[Front-end source files]
========================================================================

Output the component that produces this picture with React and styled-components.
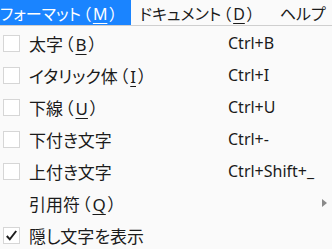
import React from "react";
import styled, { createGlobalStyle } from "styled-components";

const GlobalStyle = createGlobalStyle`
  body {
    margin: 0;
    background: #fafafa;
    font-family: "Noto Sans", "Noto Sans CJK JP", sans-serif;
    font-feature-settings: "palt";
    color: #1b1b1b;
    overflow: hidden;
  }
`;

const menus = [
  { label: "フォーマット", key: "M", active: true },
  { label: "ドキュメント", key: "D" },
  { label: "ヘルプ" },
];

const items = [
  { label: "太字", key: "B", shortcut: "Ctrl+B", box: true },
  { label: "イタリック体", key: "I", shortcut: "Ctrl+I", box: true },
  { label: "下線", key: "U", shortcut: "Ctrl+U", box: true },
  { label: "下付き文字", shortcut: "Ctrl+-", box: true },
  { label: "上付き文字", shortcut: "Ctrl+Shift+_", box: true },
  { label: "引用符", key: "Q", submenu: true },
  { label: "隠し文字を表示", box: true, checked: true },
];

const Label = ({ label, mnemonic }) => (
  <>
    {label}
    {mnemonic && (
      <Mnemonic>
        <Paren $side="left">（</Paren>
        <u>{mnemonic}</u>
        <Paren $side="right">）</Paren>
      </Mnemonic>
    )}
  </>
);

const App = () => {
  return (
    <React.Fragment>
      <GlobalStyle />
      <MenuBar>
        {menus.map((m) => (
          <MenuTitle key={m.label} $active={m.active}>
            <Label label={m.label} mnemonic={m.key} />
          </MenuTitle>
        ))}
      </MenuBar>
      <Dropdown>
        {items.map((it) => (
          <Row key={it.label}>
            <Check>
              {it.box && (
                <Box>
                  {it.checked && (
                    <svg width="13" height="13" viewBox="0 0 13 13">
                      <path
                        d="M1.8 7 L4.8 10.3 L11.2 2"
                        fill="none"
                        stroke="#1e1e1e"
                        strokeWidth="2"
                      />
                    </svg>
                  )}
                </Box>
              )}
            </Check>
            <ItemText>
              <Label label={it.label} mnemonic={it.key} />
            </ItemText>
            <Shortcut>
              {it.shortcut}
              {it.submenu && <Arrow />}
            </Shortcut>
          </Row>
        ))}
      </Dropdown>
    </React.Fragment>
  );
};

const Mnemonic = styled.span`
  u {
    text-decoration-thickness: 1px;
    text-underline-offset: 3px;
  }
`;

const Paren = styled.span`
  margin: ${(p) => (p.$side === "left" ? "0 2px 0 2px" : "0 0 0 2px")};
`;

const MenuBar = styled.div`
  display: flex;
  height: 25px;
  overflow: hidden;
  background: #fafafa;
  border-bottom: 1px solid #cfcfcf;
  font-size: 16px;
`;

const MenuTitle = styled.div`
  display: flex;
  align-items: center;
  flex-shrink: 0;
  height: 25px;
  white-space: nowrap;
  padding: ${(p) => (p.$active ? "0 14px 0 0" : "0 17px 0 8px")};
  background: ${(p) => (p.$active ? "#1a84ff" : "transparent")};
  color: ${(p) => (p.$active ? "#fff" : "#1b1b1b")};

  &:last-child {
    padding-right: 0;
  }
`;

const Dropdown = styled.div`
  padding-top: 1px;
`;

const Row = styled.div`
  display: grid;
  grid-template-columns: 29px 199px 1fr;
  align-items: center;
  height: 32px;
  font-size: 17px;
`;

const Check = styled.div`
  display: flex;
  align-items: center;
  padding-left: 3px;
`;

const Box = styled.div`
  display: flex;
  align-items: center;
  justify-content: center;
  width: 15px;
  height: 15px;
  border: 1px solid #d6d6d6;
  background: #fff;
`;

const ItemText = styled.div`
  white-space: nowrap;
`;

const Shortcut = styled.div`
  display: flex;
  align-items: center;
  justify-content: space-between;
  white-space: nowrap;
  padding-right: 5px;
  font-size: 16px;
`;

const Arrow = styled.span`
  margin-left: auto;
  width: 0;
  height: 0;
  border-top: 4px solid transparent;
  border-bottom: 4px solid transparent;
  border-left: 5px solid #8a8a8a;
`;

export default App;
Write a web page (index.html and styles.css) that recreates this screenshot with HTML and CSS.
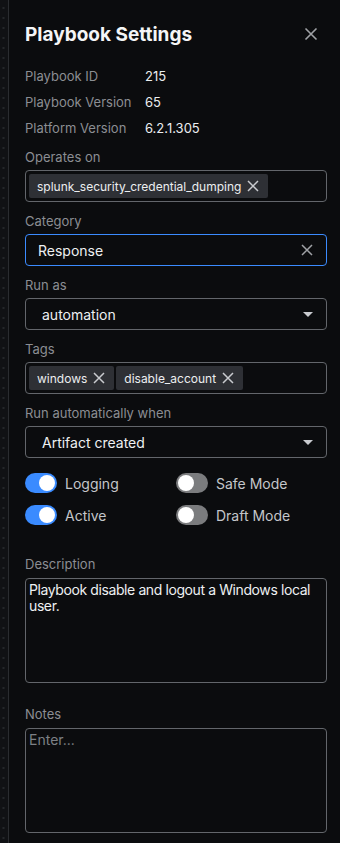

========================================================================

» **TASK PROMPT**:
Using the records above, gather all lines where the string "that" is present.

» **THE RESULT**:
Output the component that produces this picture with React and styled-components.
Write a web page (index.html and styles.css) that recreates this screenshot with HTML and CSS.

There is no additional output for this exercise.